I nodded. My brain feels like an egg, I thought: a cracked one, little fragments missing, pieces of shell.

“You know PETA, the People for the Ethical Treatment of Animals? Before I joined the Wiccans I belonged to that. It was an okay organization, but the people were boring. You know, like ‘my dog this,’ or ‘my parrot that.’ They were the types who couldn’t deal with people, mostly, so they obsessed about animals.”

I nodded. My parents had belonged to it for a while.

“There’s this other PETA, too. You heard of them? People Eating Tasty Animals. Those are just assholes who took over the name. Anyway, I hate eggs now. All breakfast foods. Even the smell of coffee makes me want to puke. Maybe I could go on disability or something, since diner food makes me so sick. What do you think?”

I shrugged. The word “woods” came to my mind. I wondered if I’d had a stroke.

She went into the bathroom and turned off the water. I could hear the sound of clothes being removed: a zipper, a snap. “I was starving this morning, after chanting all night. Wiccans are cool and everything, but they don’t know that a good time should include food and beverage.” I heard the sound of splashing water. “Ahh.”

I closed my eyes and drifted. If I could just stay in this bed and sleep for the rest of my life, I thought, everything would be fine.

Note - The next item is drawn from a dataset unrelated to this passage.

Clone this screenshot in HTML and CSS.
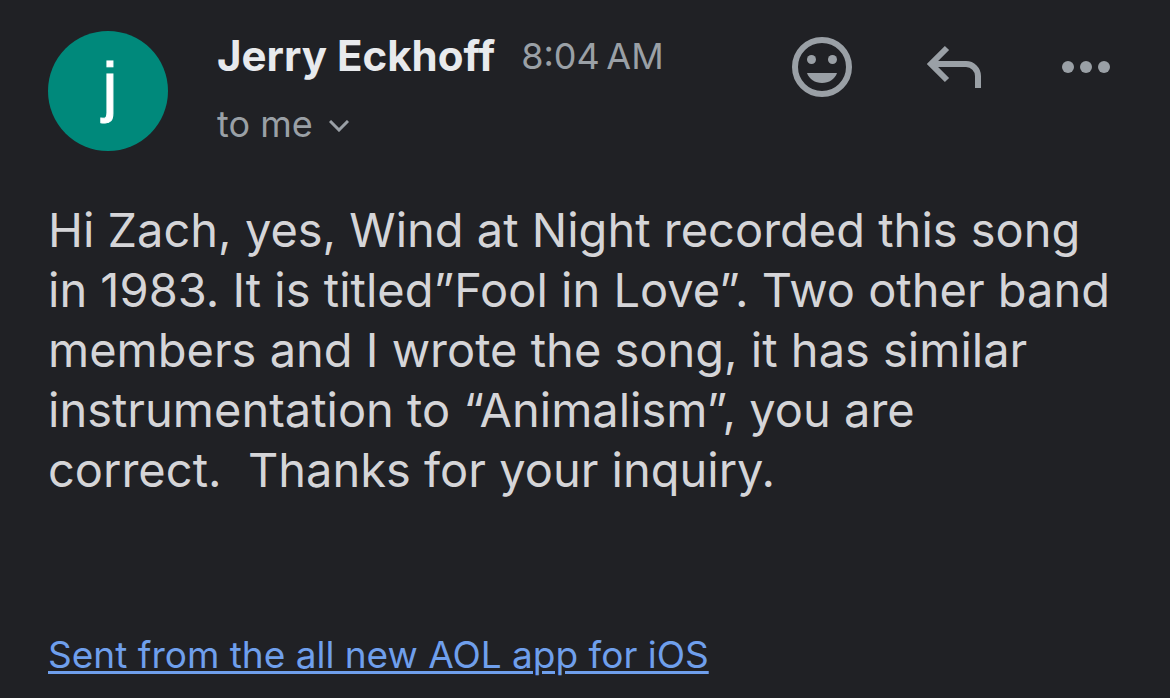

“Prince William? Are you asleep again?”

I opened my eyes. She was naked under her towel, her skin pink and steaming. Despite everything, my body responded.

“Do you realize how long it’s been since I slept?” she said. “About thirty hours. This group is so amazing. I mean, I can feel my energy transforming. It’s just they do everything in the middle of the damn night. I started hallucinating at work, I swear, after I’d served my fiftieth plate of eggs. I saw men climbing into the yolks. Little lumberjacks. You know the spotted owls? The loggers are destroying their habitat. And to really piss off the environmentalists, they kill the owls and nail them up around town. I hate Idaho. The most famous resident of the state is Mark Fuhrman, that racist cop in the O. J. Simpson trial. He writes books. He lied under oath and got to become a celebrity. Idaho sucks. Land of the potato. Whoop-de-doo.”

I wanted to ask her questions, like where she was from, and how old she was, but my voice couldn’t make the trip from my throat to my mouth. I nodded to encourage her to keep talking.

“I’m beat. I burned my hand on the grill and kept spilling coffee onto the saucers.” She pulled the covers back and looked at me. “I just want to sleep. Okay? No funny business.”

I nodded.

She dropped the towel and climbed in next to me. I pulled the covers up over her. She put her head on my chest and I wrapped my arm around her. “Prince William,” she sighed, and in a minute, she was snoring.